Şair, oyuncu ve yönetmen Orhan Alkaya, Yolcu Yolunda Gerek’in bir diğer konuğu oldu. Alkaya, 2022’den 2023’e devredilen sorunlarla ilgili konuştu. Sorunun bir sistem sorunu olduğunu söyleyen Alkaya şu ifadeleri kullandı:
‘Türkiye için konuşuyorsak eğer en önemli mesele 2023 yılının içerisinde yapılacak olan seçim. Erken yapılacak olması hiledir. Hileli ya da hilesiz seçimin sonuçlarıdır. 2022’den devrettiğimiz şeyler çok ağır. Türkiye’deki pedofili vakaları açığa çıktı, deşifre oldu ve belli bir kesim burada ciddi biçimde zan altında. Bu zandan kurtulmaya çalışıyorlar. Her çalışmalarında daha beter battıklarını görüyorum. Bu tamamen cezai tedbirlerle çözülebilecek bir meseledir. Çok açıkça cezai tedbirlere sempatiyle bakan biri olmamakla birlikte, ABD’nin pedofili ve ensest vakalarında büyük bir gerileme yaratmasının tek nedeni cezai müeyyidelerin artırılmasıydı. Kadın cinayetleri keza aynı bağlanda değerlendirilebilir. Ekonomi kaynaklarının yağmalanmış olması bir diğer sorun.

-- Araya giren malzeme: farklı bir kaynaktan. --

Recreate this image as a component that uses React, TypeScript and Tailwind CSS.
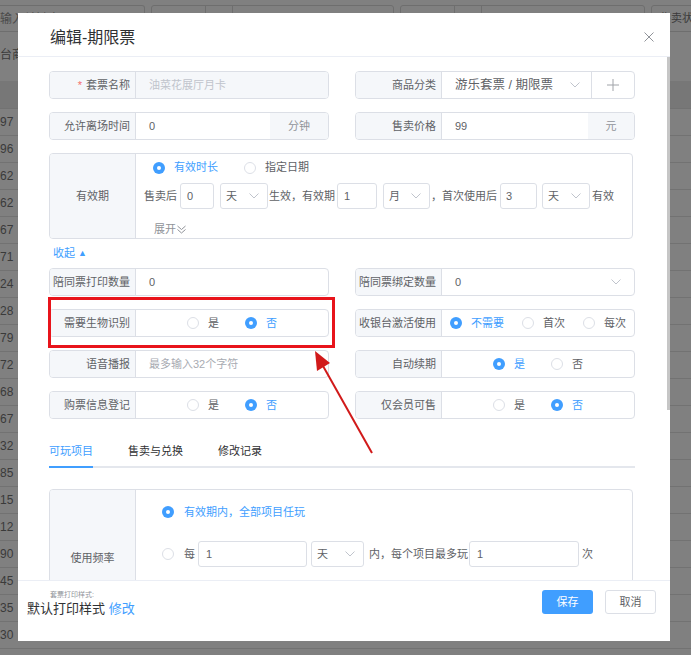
import React from "react";

const nums = ["97", "96", "62", "62", "67", "71", "24", "28", "79", "72", "68", "67", "32", "85", "15", "12", "90", "45", "35", "30"];

function Chevron() {
  return (
    <svg width="10" height="6" viewBox="0 0 10 6" fill="none" className="shrink-0">
      <path d="M0.5 0.5L5 5L9.5 0.5" stroke="#c0c4cc" strokeWidth="1" />
    </svg>
  );
}

function Radio({ checked = false, label }: { checked?: boolean; label: string }) {
  return (
    <span className="flex shrink-0 items-center gap-[9px] whitespace-nowrap">
      {checked ? (
        <span className="flex h-[12px] w-[12px] items-center justify-center rounded-full bg-[#409eff]">
          <span className="h-[4px] w-[4px] rounded-full bg-white" />
        </span>
      ) : (
        <span className="h-[12px] w-[12px] rounded-full border border-[#dcdfe6] bg-white" />
      )}
      <span className={checked ? "text-[#409eff]" : "text-[#606266]"}>{label}</span>
    </span>
  );
}

function Field({
  label,
  required,
  children,
}: {
  label: string;
  required?: boolean;
  children: React.ReactNode;
}) {
  return (
    <div className="flex h-[28px] w-[280px] overflow-hidden rounded-[4px] border border-[#dcdfe6] text-[11px]">
      <div className="flex w-[86px] shrink-0 items-center justify-end whitespace-nowrap border-r border-[#dcdfe6] bg-[#f5f7fa] pr-[5px] text-[#606266]">
        {required && <span className="mr-[4px] text-[#f56c6c]">*</span>}
        {label}
      </div>
      <div className="flex min-w-0 flex-1 items-center text-[#606266]">{children}</div>
    </div>
  );
}

function MiniSelect({ value, className }: { value: string; className: string }) {
  return (
    <div
      className={`flex h-[26px] shrink-0 items-center justify-between rounded-[3px] border border-[#dcdfe6] pl-[5px] pr-[8px] ${className}`}
    >
      <span>{value}</span>
      <Chevron />
    </div>
  );
}

function Backdrop() {
  return (
    <div className="flex flex-col text-[12px] text-[#3a3a3a]">
      <div className="flex h-[37px] items-start gap-[6px] pt-[5px]">
        <div className="flex h-[27px] w-[145px] shrink-0 items-center rounded-r-[3px] border-y border-r border-[#6e6e6e] text-[#4a4a4a]">
          输入关键字
        </div>
        <div className="flex h-[27px] w-[243px] shrink-0 rounded-[3px] border border-[#6e6e6e]">
          <div className="w-[54px] border-r border-[#6e6e6e]" />
          <div className="w-[27px] border-r border-[#6e6e6e]" />
        </div>
        <div className="flex h-[27px] w-[245px] shrink-0 rounded-[3px] border border-[#6e6e6e]">
          <div className="w-[54px] border-r border-[#6e6e6e]" />
          <div className="w-[27px] border-r border-[#6e6e6e]" />
        </div>
        <div className="flex h-[27px] w-[60px] shrink-0 items-center whitespace-nowrap rounded-[3px] border border-[#6e6e6e] pl-[8px] text-[11px]">
          售卖状态
        </div>
      </div>
      <div className="flex h-[44px] items-center pb-[8px]">台商品</div>
      <div className="h-[28px] border-b border-[#727272] bg-[#777777]" />
      {nums.map((n, i) => (
        <div key={i} className="flex h-[27px] items-center border-b border-[#727272]">
          {n}
        </div>
      ))}
    </div>
  );
}

export default function App() {
  return (
    <div className="relative h-[655px] w-[691px] overflow-hidden bg-[#808080] font-['Liberation_Sans','Noto_Sans_CJK_SC',sans-serif]">
      <Backdrop />

      {/* dialog */}
      <div className="absolute left-[18px] top-[13px] flex h-[628px] w-[652px] flex-col bg-white">
        <div className="flex h-[44px] shrink-0 items-start justify-between border-b border-[#ebeef5] pl-[32px] pr-[16px]">
          <span className="pt-[15px] text-[16px] leading-[20px] text-[#303133]">编辑-期限票</span>
          <svg width="10" height="10" viewBox="0 0 10 10" className="mt-[19px]">
            <path d="M0.5 0.5L9.5 9.5M9.5 0.5L0.5 9.5" stroke="#909399" strokeWidth="1" />
          </svg>
        </div>

        <div className="relative min-h-0 flex-1 overflow-hidden pl-[31px] pt-[14px] text-[11px] text-[#606266]">
          <div className="flex flex-col gap-[13px]">
            <div className="flex gap-[26px]">
              <Field label="套票名称" required>
                <div className="flex h-full flex-1 items-center bg-[#f5f7fa] pl-[13px] text-[#c0c4cc]">油菜花展厅月卡</div>
              </Field>
              <Field label="商品分类">
                <div className="flex h-full flex-1 items-center justify-between pl-[13px] pr-[11px] text-[12.5px]">
                  <span>游乐套票 / 期限票</span>
                  <Chevron />
                </div>
                <div className="flex h-full w-[43px] shrink-0 items-center justify-center border-l border-[#dcdfe6]">
                  <svg width="12" height="12" viewBox="0 0 12 12">
                    <path d="M6 0V12M0 6H12" stroke="#a0a3a8" strokeWidth="1" />
                  </svg>
                </div>
              </Field>
            </div>

            <div className="flex gap-[26px]">
              <Field label="允许离场时间">
                <span className="flex-1 pl-[13px]">0</span>
                <div className="flex h-full w-[58px] shrink-0 items-center justify-center bg-[#f5f7fa] text-[#909399]">分钟</div>
              </Field>
              <Field label="售卖价格">
                <span className="flex-1 pl-[13px]">99</span>
                <div className="flex h-full w-[46px] shrink-0 items-center justify-center bg-[#f5f7fa] text-[#909399]">元</div>
              </Field>
            </div>

            <div className="flex h-[86px] w-[584px] overflow-hidden rounded-[4px] border border-[#dcdfe6]">
              <div className="flex w-[86px] shrink-0 items-center justify-center border-r border-[#dcdfe6] bg-[#f5f7fa]">有效期</div>
              <div className="flex flex-1 flex-col whitespace-nowrap">
                <div className="flex h-[27px] items-center gap-[26px] pl-[17px]">
                  <Radio checked label="有效时长" />
                  <Radio label="指定日期" />
                </div>
                <div className="mt-[2px] flex h-[26px] items-center pl-[8px]">
                  <span className="shrink-0">售卖后</span>
                  <div className="ml-[3px] flex h-[26px] w-[34px] shrink-0 items-center rounded-[3px] border border-[#dcdfe6] pl-[6px]">0</div>
                  <MiniSelect value="天" className="ml-[6px] w-[48px]" />
                  <span className="ml-[1px] shrink-0">生效，有效期</span>
                  <div className="ml-[2px] flex h-[26px] w-[40px] shrink-0 items-center rounded-[3px] border border-[#dcdfe6] pl-[6px]">1</div>
                  <MiniSelect value="月" className="ml-[6px] w-[47px]" />
                  <span className="ml-[1px] shrink-0">，首次使用后</span>
                  <div className="ml-[3px] flex h-[26px] w-[37px] shrink-0 items-center rounded-[3px] border border-[#dcdfe6] pl-[5px]">3</div>
                  <MiniSelect value="天" className="ml-[5px] w-[48px]" />
                  <span className="ml-[2px] shrink-0">有效</span>
                </div>
                <div className="mt-[13px] flex h-[14px] items-center gap-[1px] pl-[18px] text-[#909399]">
                  <span>展开</span>
                  <svg width="9" height="9" viewBox="0 0 9 9" fill="none">
                    <path d="M0.5 1L4.5 4.5L8.5 1M0.5 4.5L4.5 8L8.5 4.5" stroke="#909399" strokeWidth="1" />
                  </svg>
                </div>
              </div>
            </div>
          </div>

          <div className="flex h-[29px] items-center gap-[3px] pl-[4px] text-[#409eff]">
            <span>收起</span>
            <span className="text-[9px]">▲</span>
          </div>

          <div className="flex flex-col gap-[13px]">
            <div className="flex gap-[26px]">
              <Field label="陪同票打印数量">
                <span className="pl-[13px]">0</span>
              </Field>
              <Field label="陪同票绑定数量">
                <div className="flex flex-1 items-center justify-between pl-[13px] pr-[13px]">
                  <span>0</span>
                  <Chevron />
                </div>
              </Field>
            </div>
            <div className="flex gap-[26px]">
              <Field label="需要生物识别">
                <div className="flex flex-1 justify-center gap-[26px]">
                  <Radio label="是" />
                  <Radio checked label="否" />
                </div>
              </Field>
              <Field label="收银台激活使用">
                <div className="flex flex-1 justify-center gap-[18px]">
                  <Radio checked label="不需要" />
                  <Radio label="首次" />
                  <Radio label="每次" />
                </div>
              </Field>
            </div>
            <div className="flex gap-[26px]">
              <Field label="语音播报">
                <span className="pl-[13px] text-[#a8abb2]">最多输入32个字符</span>
              </Field>
              <Field label="自动续期">
                <div className="flex flex-1 justify-center gap-[26px]">
                  <Radio checked label="是" />
                  <Radio label="否" />
                </div>
              </Field>
            </div>
            <div className="flex gap-[26px]">
              <Field label="购票信息登记">
                <div className="flex flex-1 justify-center gap-[26px]">
                  <Radio label="是" />
                  <Radio checked label="否" />
                </div>
              </Field>
              <Field label="仅会员可售">
                <div className="flex flex-1 justify-center gap-[26px]">
                  <Radio label="是" />
                  <Radio checked label="否" />
                </div>
              </Field>
            </div>
          </div>

          <div className="mt-[15px] flex w-[586px] gap-[35px] border-b-2 border-[#e4e7ed]">
            <div className="-mb-[2px] flex h-[34px] items-center border-b-2 border-[#409eff] pt-[2px] text-[#409eff]">可玩项目</div>
            <div className="flex h-[32px] items-center pt-[2px] text-[#303133]">售卖与兑换</div>
            <div className="flex h-[32px] items-center pt-[2px] text-[#303133]">修改记录</div>
          </div>

          <div className="mt-[21px] flex h-[138px] w-[584px] overflow-hidden rounded-[4px] border border-[#dcdfe6]">
            <div className="flex w-[86px] shrink-0 items-center justify-center border-r border-[#dcdfe6] bg-[#f5f7fa]">使用频率</div>
            <div className="flex flex-1 flex-col whitespace-nowrap">
              <div className="flex h-[44px] items-center pl-[26px]">
                <span className="flex items-center gap-[10px]">
                  <span className="flex h-[12px] w-[12px] items-center justify-center rounded-full bg-[#409eff]">
                    <span className="h-[4px] w-[4px] rounded-full bg-white" />
                  </span>
                  <span className="text-[#409eff]">有效期内，全部项目任玩</span>
                </span>
              </div>
              <div className="mt-[7px] flex h-[26px] items-center pl-[26px]">
                <span className="h-[12px] w-[12px] shrink-0 rounded-full border border-[#dcdfe6]" />
                <span className="ml-[10px] shrink-0">每</span>
                <div className="ml-[3px] flex h-[26px] w-[109px] shrink-0 items-center rounded-[3px] border border-[#dcdfe6] pl-[7px]">1</div>
                <MiniSelect value="天" className="ml-[4px] w-[53px]" />
                <span className="ml-[5px] shrink-0">内，每个项目最多玩</span>
                <div className="ml-[1px] flex h-[26px] w-[110px] shrink-0 items-center rounded-[3px] border border-[#dcdfe6] pl-[7px]">1</div>
                <span className="ml-[3px] shrink-0">次</span>
              </div>
            </div>
          </div>

          <div className="absolute right-0 top-0 h-[353px] w-[3px] bg-[#c6c6c6]" />
        </div>

        <div className="flex h-[61px] shrink-0 items-start justify-between border-t border-[#ebeef5]">
          <div className="flex flex-col pl-[9px] pt-[9px]">
            <span className="pl-[23px] text-[7px] leading-[10px] text-[#909399]">套票打印样式:</span>
            <span className="whitespace-nowrap text-[13px] leading-[18px] text-[#303133]">
              默认打印样式 <span className="text-[#409eff]">修改</span>
            </span>
          </div>
          <div className="flex gap-[12px] pr-[14px] pt-[9px] text-[11px]">
            <button type="button" className="flex h-[24px] w-[51px] items-center justify-center rounded-[3px] bg-[#409eff] text-white">
              保存
            </button>
            <button type="button" className="flex h-[24px] w-[51px] items-center justify-center rounded-[3px] border border-[#dcdfe6] bg-white text-[#606266]">
              取消
            </button>
          </div>
        </div>
      </div>

      {/* annotation */}
      <div className="pointer-events-none absolute left-[48px] top-[297px] h-[51px] w-[287px] border-[3px] border-[#e8141b]" />
      <svg className="pointer-events-none absolute left-0 top-0" width="691" height="655">
        <line x1="372" y1="453" x2="323" y2="366" stroke="#d11a1a" strokeWidth="2" />
        <polygon points="315,351 330,363 317,371" fill="#d11a1a" />
      </svg>
    </div>
  );
}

Merkez Bankasının eksi rezervde olması ve bunun çok ciddi bir enflasyon olarak, tarihte görülmüş en üst düzey enflasyon olarak, piyasalara yansıması ve dolayısıyla tüketiciye yansıması… Bütün bunlar bir araya getirildiğinde bir sistem bunalımı ile karşı karşıyayız. Bir sistem çöktü, adını koymamız lazım. Türkiye'nin, bunun adını 2023’te koyması lazım.’